Will the moratorium be extended this time? I think it will be. Any sharp movements on such a sensitive issue on the eve of a year of two key elections is simply a gift to any political opponent.

What needs to be done at the moment?

Ukraine has traveled a long path in recent years. Some work has been done with reforms. But the country has yet to “light up” on the maps of investors. The stream of investment that we’re receiving is paltry. And the war has nothing to do with it. And in my view, even corruption is not a key factor. We performed much work in order to survive, but we haven’t done anything for us to be perceived as a reliable partner for business. For investors, we are still a destitute Ukraine stuck in populism. Only now it has been «покоцанная» further worn/twisted by the last crisis.

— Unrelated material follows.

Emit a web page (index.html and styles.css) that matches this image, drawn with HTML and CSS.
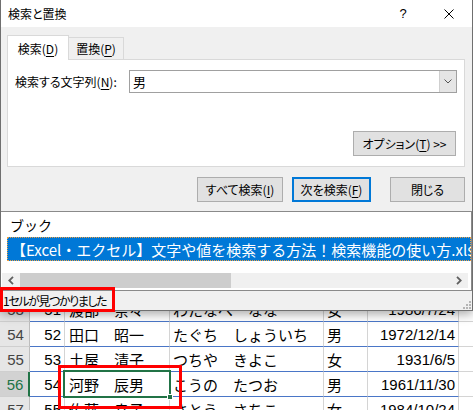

Investors need a signal on real changes. The balanced 2019 budget under IMF pressure is not that signal  –it was a required measure. We need to impress. Or as one politician put it, we need “to turn on Ukraine.” Removing the farmland moratorium can become the signal that will cause investors to look at our country with new eyes.

Losses from the moratoria for the country’s economy are estimated at tens of billions of dollars. But these losses don’t take into account the lost profit from having the image of a backward society, where there isn’t even a farmland market. And the side effects from the prohibition on trading one’s own property are even greater, in my view.

So in its essence, this is not a moratorium on land (because land is being bought and sold). This is actually a moratorium on investment – commented Igor Mazepa the possibility of extending the moratorium on farmland sale.